All lines holding the string "components" are to be shown.

-- Begin MATERIAL PROVIDED --

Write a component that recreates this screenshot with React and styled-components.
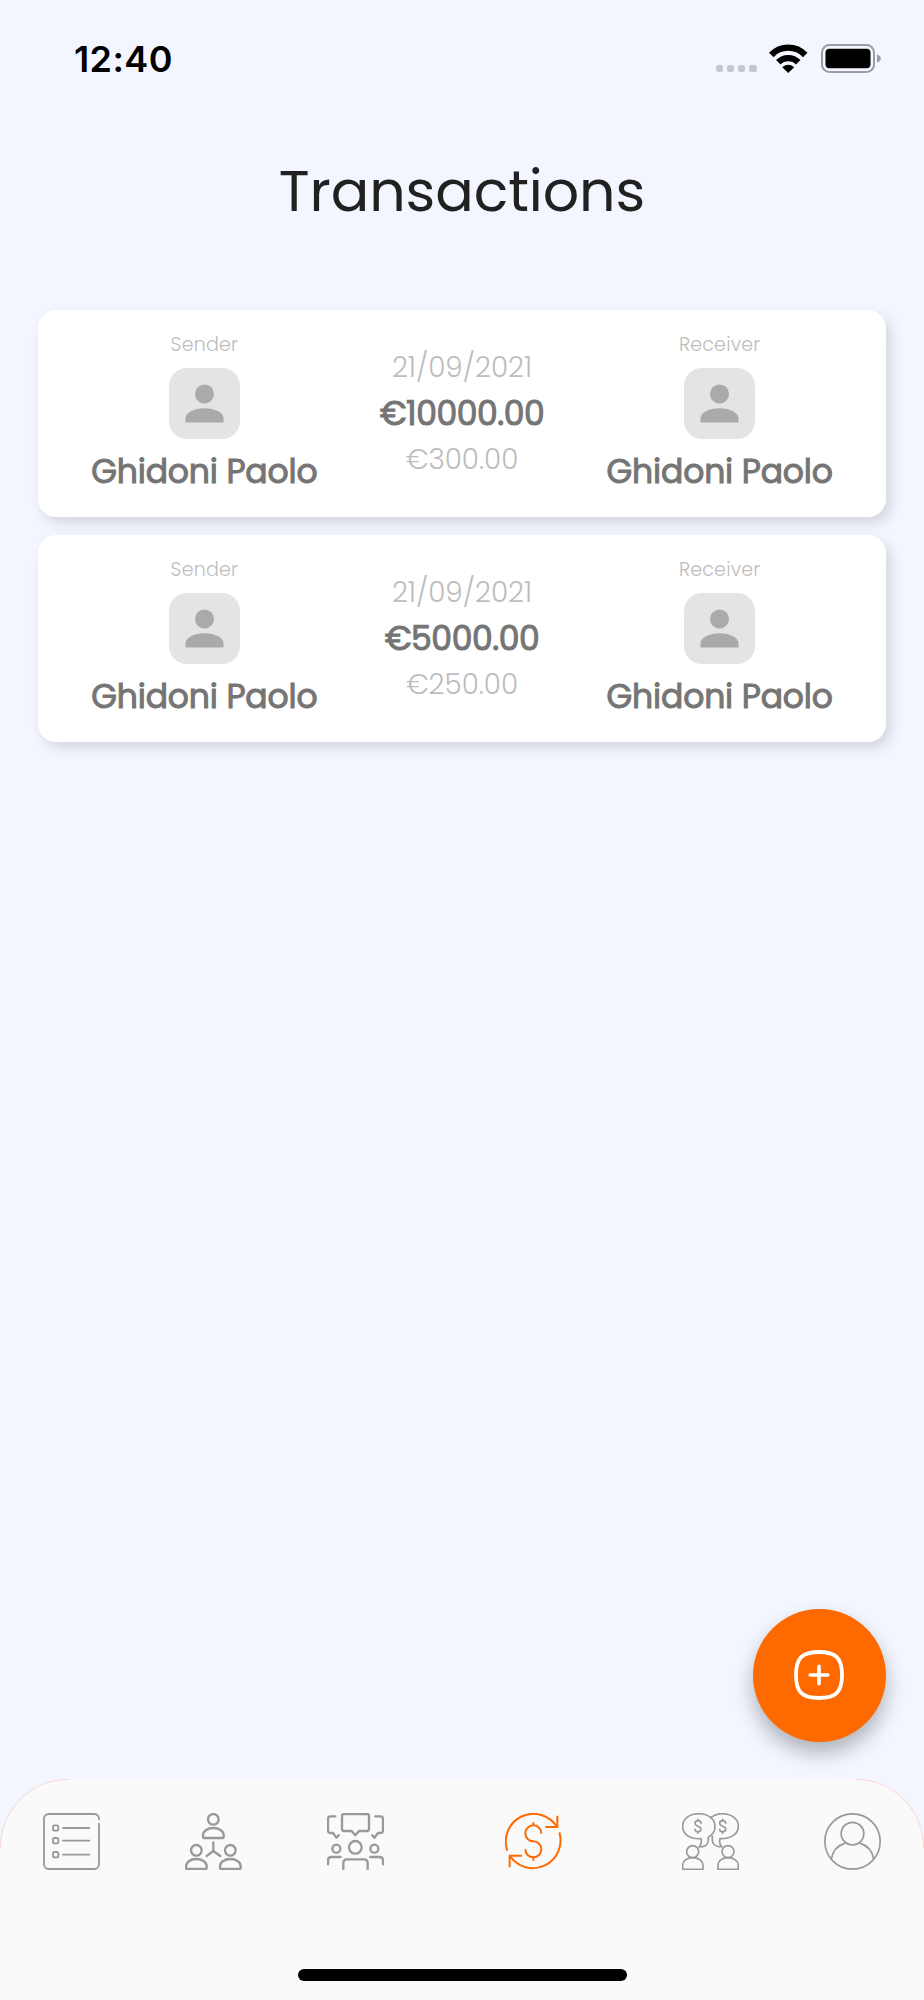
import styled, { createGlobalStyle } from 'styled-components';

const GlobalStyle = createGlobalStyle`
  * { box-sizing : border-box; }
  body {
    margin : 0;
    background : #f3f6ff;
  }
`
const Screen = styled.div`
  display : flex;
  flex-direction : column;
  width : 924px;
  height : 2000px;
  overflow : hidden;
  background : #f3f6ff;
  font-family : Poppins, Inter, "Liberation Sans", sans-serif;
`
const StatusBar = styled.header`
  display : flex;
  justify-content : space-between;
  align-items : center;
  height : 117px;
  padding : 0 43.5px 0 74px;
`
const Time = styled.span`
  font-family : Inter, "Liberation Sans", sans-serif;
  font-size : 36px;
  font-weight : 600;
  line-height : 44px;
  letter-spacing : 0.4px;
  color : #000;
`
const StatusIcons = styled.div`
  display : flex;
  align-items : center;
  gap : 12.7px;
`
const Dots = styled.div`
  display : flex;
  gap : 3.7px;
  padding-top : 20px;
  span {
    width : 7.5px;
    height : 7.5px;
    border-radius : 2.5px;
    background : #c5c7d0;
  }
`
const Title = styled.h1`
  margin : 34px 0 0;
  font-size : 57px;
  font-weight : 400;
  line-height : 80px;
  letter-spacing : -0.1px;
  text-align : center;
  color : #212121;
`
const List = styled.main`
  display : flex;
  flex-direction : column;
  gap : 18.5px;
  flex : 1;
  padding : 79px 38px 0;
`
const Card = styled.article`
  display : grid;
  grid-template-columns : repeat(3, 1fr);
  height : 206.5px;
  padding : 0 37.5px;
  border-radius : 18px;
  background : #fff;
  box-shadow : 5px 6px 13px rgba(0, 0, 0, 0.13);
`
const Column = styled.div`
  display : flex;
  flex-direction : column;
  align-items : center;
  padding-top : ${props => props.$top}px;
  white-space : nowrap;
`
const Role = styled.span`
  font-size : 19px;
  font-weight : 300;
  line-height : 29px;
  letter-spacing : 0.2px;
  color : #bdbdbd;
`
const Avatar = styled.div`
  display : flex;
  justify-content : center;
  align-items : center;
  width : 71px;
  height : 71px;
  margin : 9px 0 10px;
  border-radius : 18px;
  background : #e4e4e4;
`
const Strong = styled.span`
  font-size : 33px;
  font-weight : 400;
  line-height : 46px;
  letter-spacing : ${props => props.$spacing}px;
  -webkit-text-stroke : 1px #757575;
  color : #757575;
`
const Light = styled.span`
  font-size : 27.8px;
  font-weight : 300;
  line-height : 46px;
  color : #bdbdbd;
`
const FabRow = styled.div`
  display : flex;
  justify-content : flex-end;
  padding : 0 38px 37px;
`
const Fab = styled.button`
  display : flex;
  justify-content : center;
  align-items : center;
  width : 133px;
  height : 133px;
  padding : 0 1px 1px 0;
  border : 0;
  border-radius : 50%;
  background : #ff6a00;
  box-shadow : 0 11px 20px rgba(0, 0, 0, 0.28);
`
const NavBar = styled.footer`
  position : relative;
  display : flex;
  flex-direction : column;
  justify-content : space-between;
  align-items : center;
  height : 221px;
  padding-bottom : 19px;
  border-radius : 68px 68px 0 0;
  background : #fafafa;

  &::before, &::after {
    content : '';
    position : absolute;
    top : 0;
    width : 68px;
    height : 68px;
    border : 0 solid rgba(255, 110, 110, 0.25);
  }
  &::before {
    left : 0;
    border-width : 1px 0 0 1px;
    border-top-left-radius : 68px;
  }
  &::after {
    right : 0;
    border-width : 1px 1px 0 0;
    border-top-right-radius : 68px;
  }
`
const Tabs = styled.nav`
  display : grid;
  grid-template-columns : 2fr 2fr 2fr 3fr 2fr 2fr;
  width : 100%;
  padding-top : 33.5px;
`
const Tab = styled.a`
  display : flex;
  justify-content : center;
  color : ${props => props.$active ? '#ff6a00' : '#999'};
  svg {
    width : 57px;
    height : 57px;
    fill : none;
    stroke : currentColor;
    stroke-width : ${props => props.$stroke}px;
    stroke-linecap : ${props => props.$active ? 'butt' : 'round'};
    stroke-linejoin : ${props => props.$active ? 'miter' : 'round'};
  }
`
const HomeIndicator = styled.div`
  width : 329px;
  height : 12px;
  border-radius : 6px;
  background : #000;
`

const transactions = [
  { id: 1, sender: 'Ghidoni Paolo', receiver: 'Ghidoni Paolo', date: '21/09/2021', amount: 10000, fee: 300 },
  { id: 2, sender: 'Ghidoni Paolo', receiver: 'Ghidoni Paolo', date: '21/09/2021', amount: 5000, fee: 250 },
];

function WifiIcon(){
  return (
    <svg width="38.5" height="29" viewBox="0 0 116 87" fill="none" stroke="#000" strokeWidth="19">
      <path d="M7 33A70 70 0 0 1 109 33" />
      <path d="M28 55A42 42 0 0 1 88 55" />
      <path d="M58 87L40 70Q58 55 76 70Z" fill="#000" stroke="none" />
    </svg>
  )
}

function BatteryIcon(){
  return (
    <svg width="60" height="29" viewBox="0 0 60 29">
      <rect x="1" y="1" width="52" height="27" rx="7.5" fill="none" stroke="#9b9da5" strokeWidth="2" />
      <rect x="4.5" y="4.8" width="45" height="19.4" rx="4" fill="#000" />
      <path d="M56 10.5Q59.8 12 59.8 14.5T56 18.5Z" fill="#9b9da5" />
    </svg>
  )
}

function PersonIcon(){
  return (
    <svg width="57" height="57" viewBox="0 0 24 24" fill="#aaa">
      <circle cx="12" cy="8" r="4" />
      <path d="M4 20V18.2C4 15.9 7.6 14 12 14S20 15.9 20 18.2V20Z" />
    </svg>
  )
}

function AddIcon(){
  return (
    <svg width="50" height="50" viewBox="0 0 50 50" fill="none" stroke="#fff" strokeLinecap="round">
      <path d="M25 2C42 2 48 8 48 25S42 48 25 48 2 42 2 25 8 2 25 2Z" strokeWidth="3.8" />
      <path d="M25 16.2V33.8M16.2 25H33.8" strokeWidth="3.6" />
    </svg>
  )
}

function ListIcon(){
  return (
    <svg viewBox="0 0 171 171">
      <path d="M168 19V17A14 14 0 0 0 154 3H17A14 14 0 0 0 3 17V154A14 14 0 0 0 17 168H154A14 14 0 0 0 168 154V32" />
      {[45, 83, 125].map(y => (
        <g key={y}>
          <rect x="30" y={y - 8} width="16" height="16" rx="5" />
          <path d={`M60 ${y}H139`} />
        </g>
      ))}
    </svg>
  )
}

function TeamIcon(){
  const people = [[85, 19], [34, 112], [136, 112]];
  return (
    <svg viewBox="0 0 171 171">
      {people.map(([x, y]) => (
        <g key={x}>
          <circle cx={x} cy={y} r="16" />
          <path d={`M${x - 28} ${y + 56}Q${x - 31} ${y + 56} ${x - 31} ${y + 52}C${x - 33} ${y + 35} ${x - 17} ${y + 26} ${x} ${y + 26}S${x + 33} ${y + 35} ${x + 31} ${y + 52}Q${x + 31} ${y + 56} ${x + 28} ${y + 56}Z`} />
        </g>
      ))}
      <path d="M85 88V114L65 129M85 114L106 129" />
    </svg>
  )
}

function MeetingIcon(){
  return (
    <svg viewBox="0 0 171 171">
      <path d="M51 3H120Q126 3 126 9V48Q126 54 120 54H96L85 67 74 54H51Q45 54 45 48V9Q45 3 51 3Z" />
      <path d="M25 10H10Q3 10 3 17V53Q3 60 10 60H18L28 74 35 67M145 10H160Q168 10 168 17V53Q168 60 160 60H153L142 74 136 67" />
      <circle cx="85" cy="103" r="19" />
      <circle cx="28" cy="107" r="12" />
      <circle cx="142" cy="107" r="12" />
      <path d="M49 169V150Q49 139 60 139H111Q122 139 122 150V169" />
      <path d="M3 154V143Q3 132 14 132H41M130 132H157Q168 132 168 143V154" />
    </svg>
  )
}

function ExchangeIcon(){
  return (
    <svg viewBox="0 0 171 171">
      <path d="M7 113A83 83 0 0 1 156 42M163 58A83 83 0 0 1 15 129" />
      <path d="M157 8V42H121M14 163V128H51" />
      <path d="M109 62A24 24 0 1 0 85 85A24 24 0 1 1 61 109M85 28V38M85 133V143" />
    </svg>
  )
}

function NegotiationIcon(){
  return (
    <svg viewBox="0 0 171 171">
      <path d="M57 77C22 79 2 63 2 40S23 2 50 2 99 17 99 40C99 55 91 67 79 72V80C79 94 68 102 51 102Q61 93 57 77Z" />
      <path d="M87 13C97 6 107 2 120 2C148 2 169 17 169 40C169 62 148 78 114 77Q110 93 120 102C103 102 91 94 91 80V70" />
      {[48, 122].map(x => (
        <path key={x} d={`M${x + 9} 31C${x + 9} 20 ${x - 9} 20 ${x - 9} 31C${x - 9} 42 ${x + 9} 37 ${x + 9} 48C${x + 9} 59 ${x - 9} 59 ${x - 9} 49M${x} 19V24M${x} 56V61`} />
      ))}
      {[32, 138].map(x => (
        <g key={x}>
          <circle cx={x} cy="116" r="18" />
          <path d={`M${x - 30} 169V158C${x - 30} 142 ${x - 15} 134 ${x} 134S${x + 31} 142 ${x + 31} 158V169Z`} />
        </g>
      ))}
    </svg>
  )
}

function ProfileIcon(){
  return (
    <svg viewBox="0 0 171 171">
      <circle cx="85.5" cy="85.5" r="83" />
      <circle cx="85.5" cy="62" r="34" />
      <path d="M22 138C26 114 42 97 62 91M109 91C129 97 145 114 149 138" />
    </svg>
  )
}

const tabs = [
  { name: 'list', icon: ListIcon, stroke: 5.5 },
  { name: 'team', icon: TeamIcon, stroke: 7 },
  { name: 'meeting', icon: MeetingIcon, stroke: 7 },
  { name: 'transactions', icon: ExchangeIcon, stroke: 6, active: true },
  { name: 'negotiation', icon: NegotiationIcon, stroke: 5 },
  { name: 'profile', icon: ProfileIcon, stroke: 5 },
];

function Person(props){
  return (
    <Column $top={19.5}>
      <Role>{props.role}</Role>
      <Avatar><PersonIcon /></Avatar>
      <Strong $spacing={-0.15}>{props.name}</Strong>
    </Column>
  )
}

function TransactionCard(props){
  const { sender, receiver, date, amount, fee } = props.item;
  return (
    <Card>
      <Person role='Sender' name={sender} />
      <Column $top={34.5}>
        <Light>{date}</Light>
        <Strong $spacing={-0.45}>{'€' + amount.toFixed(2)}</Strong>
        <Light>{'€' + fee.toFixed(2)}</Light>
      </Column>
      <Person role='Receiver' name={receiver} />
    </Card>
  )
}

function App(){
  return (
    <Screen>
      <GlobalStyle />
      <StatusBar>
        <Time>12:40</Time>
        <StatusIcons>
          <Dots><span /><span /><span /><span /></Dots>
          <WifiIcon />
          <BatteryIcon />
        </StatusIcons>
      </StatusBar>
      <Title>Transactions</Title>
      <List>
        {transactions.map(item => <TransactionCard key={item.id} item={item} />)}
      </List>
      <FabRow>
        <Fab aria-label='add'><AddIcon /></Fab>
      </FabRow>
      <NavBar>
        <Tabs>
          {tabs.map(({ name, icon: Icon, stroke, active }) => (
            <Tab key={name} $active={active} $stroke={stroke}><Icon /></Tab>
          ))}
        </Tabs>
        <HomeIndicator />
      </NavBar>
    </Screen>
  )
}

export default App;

-- End MATERIAL PROVIDED --

> **COMPLETED TASK**:
Write a component that recreates this screenshot with React and styled-components.
import styled, { createGlobalStyle } from 'styled-components';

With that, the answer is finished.